### What the exercise asks
Where a line holds the string "React", return that line.
::: Dataset excerpts
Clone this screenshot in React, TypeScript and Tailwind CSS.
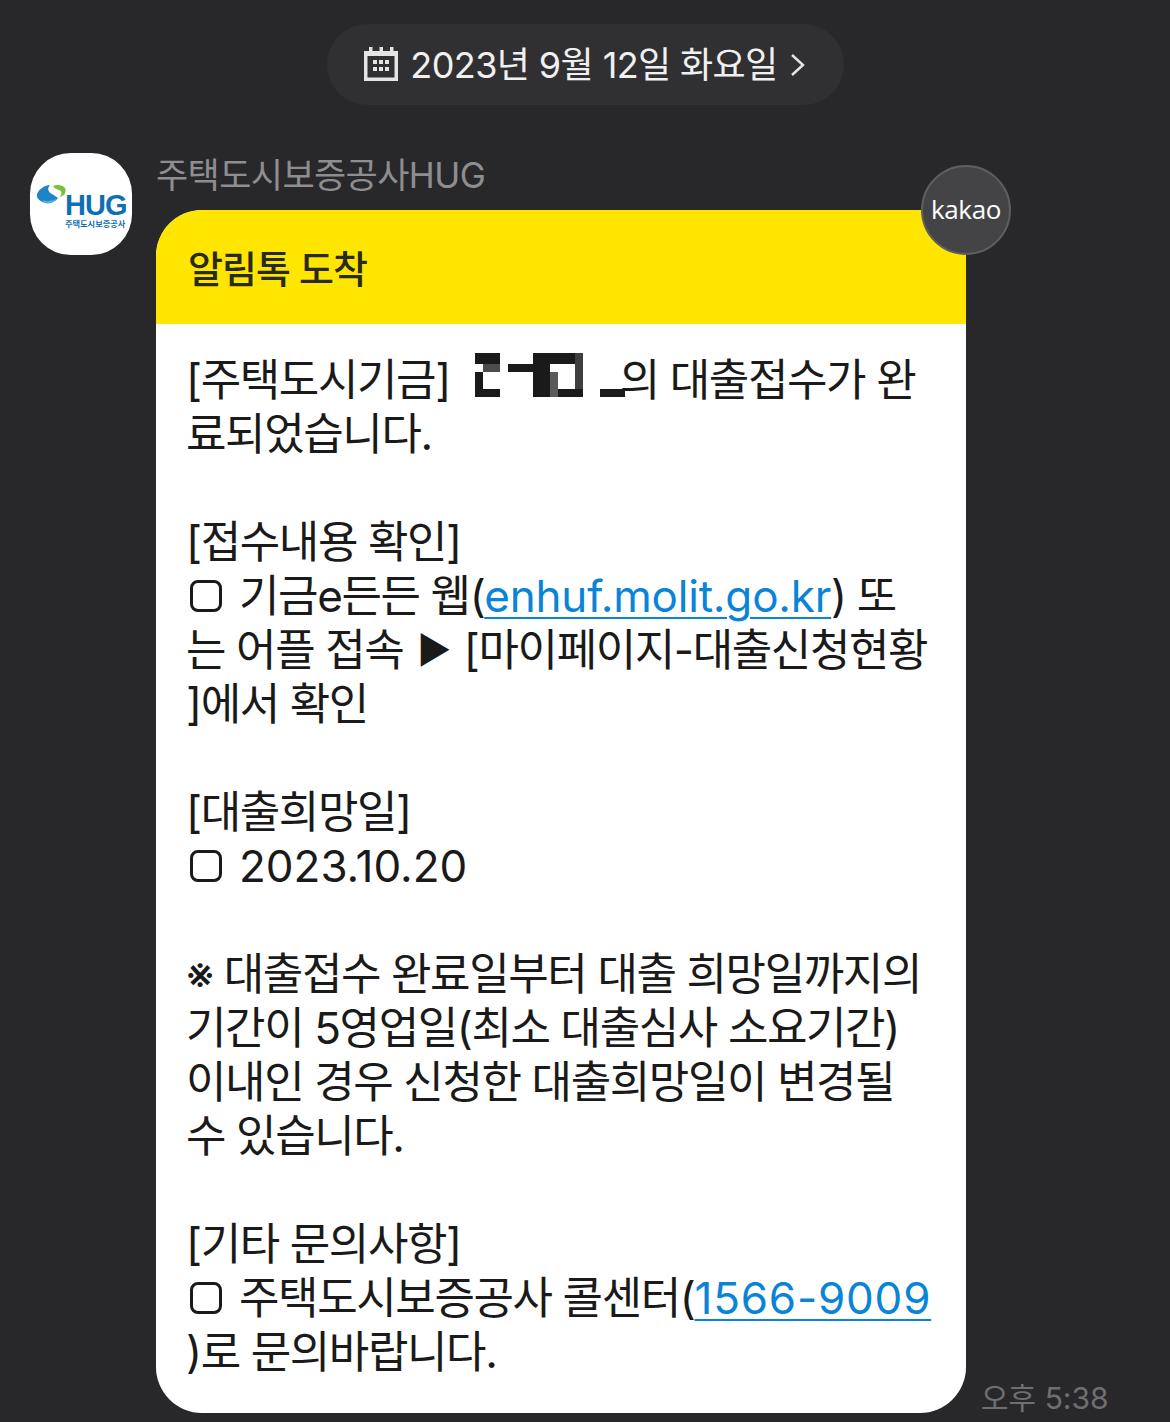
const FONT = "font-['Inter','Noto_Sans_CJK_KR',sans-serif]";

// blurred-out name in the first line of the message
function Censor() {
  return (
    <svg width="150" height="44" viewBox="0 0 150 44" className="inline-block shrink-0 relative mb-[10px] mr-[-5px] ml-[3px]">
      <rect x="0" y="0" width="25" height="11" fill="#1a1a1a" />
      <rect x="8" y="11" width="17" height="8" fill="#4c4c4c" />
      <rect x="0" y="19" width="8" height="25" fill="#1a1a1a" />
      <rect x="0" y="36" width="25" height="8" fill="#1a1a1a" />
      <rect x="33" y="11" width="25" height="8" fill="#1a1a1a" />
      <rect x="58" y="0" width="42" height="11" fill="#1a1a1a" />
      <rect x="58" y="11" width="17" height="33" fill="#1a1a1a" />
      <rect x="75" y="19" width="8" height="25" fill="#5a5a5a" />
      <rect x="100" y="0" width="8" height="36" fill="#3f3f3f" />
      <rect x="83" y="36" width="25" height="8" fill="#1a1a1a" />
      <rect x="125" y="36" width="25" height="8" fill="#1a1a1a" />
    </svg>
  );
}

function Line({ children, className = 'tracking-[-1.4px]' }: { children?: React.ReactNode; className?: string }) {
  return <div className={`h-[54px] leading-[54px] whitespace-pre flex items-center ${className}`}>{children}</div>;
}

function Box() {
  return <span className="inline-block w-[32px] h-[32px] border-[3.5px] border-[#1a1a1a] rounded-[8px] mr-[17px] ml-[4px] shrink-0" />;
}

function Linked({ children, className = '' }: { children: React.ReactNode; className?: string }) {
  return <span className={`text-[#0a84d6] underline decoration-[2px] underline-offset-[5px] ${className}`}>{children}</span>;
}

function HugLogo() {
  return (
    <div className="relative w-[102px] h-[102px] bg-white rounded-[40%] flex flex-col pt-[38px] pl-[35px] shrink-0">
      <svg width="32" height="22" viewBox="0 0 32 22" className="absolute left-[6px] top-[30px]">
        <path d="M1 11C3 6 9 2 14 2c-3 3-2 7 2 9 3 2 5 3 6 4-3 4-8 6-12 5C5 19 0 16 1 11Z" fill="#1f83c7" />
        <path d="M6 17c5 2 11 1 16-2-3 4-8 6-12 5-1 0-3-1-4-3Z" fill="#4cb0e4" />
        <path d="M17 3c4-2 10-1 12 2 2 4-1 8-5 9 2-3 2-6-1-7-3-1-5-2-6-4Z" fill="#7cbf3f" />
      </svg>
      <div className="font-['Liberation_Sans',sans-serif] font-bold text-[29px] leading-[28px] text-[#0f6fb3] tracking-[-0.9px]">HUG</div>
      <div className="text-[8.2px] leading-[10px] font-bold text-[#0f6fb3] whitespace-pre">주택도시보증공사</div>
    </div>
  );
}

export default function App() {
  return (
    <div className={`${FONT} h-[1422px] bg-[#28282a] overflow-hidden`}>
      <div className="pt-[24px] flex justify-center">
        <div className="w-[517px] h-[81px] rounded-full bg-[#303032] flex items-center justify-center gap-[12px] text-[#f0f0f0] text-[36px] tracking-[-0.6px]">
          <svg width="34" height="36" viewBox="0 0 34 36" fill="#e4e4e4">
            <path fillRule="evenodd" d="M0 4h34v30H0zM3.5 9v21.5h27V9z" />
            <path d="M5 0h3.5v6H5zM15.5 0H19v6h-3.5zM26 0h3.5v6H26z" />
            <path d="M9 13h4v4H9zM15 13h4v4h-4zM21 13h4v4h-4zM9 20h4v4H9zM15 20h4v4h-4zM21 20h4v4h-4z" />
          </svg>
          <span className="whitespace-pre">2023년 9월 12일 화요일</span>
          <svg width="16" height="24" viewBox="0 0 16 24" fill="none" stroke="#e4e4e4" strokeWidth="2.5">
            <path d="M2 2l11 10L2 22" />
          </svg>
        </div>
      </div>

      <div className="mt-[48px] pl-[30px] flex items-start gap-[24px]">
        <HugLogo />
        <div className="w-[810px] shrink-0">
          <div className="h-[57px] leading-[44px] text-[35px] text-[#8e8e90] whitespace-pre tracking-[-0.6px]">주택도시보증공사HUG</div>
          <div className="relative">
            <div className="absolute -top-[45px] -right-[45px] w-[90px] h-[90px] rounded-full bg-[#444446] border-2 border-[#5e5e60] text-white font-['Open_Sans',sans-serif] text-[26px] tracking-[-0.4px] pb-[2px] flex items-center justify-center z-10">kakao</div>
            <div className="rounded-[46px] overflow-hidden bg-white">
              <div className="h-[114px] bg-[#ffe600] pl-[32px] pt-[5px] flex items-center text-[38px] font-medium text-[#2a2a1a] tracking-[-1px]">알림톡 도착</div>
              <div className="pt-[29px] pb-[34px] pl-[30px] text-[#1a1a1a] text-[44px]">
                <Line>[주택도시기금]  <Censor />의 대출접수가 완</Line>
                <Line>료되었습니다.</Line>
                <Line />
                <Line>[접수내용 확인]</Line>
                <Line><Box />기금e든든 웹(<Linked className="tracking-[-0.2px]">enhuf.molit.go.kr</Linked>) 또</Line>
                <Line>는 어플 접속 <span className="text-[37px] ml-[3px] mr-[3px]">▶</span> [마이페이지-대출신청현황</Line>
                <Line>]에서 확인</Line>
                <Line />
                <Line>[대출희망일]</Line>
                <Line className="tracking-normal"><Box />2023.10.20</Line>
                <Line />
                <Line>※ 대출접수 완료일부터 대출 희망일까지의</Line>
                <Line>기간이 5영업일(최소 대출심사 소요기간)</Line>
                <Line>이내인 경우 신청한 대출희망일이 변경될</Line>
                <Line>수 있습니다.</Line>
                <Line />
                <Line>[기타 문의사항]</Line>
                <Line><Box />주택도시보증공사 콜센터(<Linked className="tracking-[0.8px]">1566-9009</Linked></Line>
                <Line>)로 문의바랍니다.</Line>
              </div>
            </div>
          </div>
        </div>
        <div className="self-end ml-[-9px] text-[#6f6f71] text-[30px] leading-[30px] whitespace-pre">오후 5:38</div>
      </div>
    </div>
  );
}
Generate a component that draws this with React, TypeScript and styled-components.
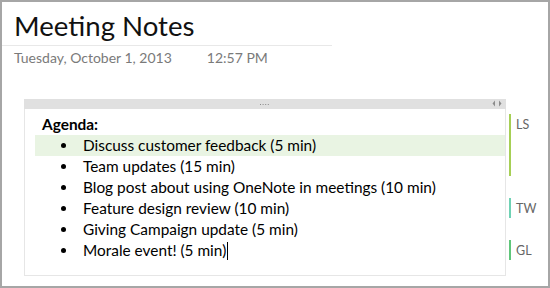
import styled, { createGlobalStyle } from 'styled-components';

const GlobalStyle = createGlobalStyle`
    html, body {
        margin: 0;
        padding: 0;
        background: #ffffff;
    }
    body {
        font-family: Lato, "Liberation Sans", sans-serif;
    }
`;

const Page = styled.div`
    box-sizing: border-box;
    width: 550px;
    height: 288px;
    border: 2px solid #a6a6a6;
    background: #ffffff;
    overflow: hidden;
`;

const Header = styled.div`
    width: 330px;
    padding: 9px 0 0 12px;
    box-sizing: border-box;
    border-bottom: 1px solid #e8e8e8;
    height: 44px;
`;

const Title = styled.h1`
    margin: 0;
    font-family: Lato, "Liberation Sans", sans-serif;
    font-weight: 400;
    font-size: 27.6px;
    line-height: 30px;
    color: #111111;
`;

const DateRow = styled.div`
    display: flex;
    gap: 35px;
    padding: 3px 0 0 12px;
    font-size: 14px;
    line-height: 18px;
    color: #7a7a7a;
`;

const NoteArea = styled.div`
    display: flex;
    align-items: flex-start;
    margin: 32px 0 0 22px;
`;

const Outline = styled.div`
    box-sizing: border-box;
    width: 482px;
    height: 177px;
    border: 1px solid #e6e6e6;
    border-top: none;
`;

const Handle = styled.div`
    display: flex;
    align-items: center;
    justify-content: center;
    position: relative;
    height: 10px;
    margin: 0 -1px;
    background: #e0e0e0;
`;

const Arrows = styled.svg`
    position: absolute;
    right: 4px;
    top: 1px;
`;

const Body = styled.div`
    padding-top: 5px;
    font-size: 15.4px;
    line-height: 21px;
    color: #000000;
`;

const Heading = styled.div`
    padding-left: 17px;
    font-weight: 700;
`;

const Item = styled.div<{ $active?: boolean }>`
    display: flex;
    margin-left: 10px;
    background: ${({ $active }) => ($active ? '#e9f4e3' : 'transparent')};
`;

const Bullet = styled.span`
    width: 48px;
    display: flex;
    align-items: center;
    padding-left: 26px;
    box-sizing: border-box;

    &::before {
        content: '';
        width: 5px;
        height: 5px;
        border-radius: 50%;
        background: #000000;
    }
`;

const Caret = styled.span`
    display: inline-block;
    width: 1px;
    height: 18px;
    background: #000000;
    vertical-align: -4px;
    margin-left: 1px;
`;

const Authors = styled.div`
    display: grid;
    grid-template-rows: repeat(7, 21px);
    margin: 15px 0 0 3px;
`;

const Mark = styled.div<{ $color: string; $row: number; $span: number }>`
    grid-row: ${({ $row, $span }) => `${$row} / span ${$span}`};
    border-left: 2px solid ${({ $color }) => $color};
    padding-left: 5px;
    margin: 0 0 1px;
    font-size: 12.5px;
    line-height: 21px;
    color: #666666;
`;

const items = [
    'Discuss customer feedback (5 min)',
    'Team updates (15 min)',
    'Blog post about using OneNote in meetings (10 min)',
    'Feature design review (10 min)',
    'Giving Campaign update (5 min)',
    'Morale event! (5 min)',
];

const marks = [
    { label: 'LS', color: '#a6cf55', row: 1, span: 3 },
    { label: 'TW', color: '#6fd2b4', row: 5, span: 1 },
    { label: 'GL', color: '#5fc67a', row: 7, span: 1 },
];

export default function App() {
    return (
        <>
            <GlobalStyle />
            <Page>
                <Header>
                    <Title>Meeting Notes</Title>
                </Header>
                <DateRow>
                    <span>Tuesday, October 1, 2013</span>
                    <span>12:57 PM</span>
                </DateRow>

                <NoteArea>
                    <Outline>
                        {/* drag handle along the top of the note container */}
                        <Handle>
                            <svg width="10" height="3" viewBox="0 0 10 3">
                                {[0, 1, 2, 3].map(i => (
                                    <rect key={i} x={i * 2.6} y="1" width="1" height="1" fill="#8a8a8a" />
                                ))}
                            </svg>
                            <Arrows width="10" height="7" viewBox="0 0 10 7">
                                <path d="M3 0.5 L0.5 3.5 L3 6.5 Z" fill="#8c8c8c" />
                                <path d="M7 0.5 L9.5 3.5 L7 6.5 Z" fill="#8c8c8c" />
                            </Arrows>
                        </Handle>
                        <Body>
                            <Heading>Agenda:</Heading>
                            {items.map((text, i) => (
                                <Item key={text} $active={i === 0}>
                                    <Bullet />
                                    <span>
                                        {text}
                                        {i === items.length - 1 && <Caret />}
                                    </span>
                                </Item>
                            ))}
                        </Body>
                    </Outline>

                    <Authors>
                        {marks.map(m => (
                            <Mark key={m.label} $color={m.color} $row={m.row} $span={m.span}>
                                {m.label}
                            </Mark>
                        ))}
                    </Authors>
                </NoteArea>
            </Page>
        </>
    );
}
::::::
### Solution for this problem
Clone this screenshot in React, TypeScript and Tailwind CSS.
function Line({ children, className = 'tracking-[-1.4px]' }: { children?: React.ReactNode; className?: string }) {
function Linked({ children, className = '' }: { children: React.ReactNode; className?: string }) {
Generate a component that draws this with React, TypeScript and styled-components.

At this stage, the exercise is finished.